In the constraints of Haggard, Epica, and Apocalyptica, an additional +y6 is needed to be added
The objective function needs an additional +y6 too.

This is a lot of changes, in different places of our code. But still more-or-less manageable. Now imagine, that we want to use our model one year later for the next summer as well. Our favorite bands may have changed, the set of interesting festivals may remain the same, but their list of bands will definitely change. We can, obviously, build a model similar to this one using the same logic, but we feel, that we would be doing something unnecessary repeatedly. This repetition, let us call it redundancy is hardly ever a sign of a quality code.

What we feel here is, that there are two things in our model, that are "interlaced" in the same file:

Logic: The "soul" of our model. What are the decisions to be made, how are they represented with variables, what kind of constraints are defined on them, what is our goal, etc.
Data: The "physical body" of our model. Which festivals do we have, which bands do we like, where do they perform.

The logic of the model is the same regardless of the actual data, and such, it should be separated from it. This is similar to programming, where we do not want to include our database in our source code. Besides redundancy, it is really easy to make semantic mistakes, when changing the data can alter the logic of the model as well. (Imagine to put somewhere a minus instead of plus, or write y23 instead of y32 somewhere. It will be really difficult to debug and find this kind of mistake in a bigger model.) GMPL allows this kind of separation of the code into model and data section (or even files) but let us go back to the mathematical realm of optimization briefly.

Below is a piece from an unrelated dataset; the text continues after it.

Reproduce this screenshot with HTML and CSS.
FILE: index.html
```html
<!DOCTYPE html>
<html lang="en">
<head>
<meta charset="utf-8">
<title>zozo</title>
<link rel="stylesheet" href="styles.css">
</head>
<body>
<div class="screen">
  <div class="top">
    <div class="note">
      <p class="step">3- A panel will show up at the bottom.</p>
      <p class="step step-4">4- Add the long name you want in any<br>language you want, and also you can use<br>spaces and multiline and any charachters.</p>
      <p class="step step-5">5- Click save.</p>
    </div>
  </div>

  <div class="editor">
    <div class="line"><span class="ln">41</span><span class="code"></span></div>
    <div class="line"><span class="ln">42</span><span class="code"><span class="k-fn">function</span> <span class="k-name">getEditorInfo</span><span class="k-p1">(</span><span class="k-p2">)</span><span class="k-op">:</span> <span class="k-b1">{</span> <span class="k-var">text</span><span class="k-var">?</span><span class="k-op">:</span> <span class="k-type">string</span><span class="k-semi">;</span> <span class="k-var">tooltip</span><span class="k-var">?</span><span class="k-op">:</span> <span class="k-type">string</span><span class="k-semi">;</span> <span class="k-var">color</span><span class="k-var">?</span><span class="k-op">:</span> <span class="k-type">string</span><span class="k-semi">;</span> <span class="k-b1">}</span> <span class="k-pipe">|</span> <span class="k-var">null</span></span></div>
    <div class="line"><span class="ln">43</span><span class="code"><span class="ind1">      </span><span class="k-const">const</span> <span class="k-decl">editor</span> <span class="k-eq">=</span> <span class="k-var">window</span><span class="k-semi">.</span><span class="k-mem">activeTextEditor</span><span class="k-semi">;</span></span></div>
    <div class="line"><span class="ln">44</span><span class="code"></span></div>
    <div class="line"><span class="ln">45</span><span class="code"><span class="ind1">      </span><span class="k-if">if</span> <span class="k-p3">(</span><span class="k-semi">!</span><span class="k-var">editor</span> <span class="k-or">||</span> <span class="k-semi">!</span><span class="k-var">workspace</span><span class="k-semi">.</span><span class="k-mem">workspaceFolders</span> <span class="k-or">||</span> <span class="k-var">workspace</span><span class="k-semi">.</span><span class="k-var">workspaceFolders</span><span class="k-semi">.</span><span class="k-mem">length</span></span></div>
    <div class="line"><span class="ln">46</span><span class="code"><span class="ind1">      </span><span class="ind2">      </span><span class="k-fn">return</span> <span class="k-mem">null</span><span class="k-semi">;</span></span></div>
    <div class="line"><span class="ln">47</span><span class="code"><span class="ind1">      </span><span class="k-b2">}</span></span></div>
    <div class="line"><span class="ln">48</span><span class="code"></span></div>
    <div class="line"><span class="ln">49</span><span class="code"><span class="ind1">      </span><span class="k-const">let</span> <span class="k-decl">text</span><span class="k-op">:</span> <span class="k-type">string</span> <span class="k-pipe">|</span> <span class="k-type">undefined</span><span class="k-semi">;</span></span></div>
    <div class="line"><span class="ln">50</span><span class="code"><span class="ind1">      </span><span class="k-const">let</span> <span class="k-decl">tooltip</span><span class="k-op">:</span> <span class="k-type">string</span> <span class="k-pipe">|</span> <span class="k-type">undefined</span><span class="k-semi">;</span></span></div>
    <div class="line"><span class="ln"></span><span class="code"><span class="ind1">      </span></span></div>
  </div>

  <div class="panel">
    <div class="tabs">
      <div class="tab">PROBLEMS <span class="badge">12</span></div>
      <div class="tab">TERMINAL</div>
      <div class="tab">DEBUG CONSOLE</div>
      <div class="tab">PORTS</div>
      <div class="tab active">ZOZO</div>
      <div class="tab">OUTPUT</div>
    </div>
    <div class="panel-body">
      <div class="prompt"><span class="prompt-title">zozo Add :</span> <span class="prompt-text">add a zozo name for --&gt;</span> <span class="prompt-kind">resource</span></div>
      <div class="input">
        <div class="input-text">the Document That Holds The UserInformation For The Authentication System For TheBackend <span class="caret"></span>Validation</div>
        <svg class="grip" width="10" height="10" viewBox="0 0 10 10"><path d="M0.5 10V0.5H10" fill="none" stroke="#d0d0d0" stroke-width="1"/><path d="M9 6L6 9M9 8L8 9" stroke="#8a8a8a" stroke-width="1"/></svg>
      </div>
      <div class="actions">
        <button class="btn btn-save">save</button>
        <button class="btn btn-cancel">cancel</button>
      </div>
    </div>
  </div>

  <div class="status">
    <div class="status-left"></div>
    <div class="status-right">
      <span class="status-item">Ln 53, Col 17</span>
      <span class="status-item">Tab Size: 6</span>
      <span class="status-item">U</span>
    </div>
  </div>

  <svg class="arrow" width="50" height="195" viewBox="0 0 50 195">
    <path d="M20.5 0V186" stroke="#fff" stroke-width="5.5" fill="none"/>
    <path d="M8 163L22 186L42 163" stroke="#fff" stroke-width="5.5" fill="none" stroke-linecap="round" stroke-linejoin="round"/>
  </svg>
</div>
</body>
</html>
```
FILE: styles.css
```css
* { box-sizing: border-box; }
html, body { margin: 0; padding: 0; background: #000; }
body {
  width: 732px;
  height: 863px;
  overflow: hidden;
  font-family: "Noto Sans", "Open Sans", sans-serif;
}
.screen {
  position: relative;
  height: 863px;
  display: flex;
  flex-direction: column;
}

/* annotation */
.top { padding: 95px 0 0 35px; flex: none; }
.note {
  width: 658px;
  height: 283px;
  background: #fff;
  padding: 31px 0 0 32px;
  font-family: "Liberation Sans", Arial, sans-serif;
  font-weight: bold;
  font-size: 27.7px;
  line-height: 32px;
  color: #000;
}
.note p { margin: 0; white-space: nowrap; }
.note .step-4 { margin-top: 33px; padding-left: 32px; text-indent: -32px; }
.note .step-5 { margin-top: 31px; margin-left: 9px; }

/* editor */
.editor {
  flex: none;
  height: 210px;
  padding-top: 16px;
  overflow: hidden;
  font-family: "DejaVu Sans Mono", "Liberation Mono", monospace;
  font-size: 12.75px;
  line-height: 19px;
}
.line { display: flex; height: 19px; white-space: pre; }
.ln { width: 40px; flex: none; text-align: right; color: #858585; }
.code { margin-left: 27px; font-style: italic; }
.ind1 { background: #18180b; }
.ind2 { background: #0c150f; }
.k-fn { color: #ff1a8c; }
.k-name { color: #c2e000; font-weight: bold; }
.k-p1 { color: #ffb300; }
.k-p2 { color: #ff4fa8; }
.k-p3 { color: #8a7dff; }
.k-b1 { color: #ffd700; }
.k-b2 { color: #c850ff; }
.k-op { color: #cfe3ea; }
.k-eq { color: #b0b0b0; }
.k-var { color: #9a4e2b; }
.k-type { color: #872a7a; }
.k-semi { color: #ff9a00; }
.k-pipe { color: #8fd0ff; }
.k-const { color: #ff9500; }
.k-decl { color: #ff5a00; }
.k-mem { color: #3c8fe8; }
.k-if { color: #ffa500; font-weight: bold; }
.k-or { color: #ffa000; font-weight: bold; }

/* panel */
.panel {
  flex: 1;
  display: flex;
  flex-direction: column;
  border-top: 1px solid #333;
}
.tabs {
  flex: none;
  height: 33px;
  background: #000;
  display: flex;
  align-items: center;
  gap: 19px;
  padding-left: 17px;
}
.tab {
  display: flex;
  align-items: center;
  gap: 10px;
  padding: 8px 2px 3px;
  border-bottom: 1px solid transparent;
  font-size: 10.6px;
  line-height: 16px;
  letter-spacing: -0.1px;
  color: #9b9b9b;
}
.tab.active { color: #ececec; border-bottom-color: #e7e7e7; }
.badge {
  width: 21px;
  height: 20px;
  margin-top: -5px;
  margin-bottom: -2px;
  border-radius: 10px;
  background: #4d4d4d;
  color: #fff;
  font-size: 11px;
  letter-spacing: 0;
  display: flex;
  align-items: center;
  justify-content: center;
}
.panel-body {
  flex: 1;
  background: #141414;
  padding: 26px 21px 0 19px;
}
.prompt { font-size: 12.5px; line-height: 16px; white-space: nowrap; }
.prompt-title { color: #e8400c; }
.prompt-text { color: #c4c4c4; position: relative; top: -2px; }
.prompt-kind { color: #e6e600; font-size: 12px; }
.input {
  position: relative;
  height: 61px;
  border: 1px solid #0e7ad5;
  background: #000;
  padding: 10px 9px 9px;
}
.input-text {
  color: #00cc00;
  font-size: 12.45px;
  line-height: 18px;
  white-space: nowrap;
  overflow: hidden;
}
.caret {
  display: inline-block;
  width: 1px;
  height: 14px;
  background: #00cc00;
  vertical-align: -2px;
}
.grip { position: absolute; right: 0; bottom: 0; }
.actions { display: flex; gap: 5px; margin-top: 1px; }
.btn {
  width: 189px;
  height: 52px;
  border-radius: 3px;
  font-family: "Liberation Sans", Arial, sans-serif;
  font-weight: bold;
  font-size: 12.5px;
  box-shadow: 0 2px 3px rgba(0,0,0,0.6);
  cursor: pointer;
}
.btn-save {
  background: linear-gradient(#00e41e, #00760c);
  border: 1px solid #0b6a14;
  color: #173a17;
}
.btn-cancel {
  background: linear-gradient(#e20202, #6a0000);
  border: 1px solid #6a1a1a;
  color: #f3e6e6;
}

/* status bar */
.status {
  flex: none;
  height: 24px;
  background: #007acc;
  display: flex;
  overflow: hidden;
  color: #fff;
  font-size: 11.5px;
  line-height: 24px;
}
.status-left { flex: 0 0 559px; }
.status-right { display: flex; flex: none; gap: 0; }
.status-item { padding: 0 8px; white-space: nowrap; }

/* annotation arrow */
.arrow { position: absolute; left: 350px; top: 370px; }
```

Problems, problem classes, instances

Looking at the same thing from a different perspective: if we have a model for this years festivals, another one for next years festivals, and a third for the fröccs example, then we would know that the first two are "similar" and the third is "different". We would may even say, that the first two models are of the same type, but different instances. But how can we define when two models are similar or different? What is the exact dividing factor?

After the introduction in the previous section, it is easy to see, that the first two models share the same logic, but have different data, while the third one has a completely different model as well. In practice, it is very common, that we have a lot of instances of the problems with the same logic but different data. For example: planning the schedule of a factory for the next week is always a similar task, but each week has different set of products, deadlines, initial resource stocks, etc.

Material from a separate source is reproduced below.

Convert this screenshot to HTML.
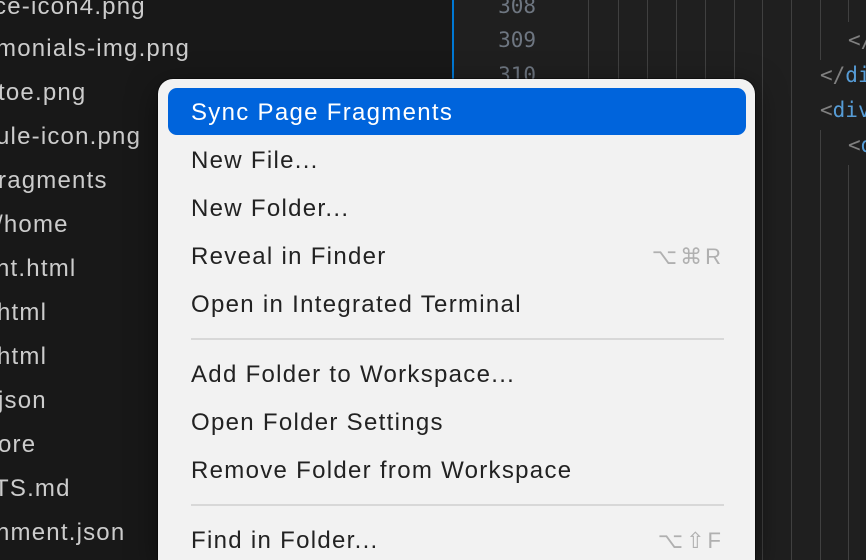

As a result, we are usually more interested to provide a general solution for a type of problems, not just a single instance. On this page, we will use the term Problem class to denote the set of all of the problems, that are of the same type, i.e., share the same logic. The problem class itself has no data, but it has "features", that are shared among all of its members. Each element of a problem class is termed a problem instance, which already have the data as well.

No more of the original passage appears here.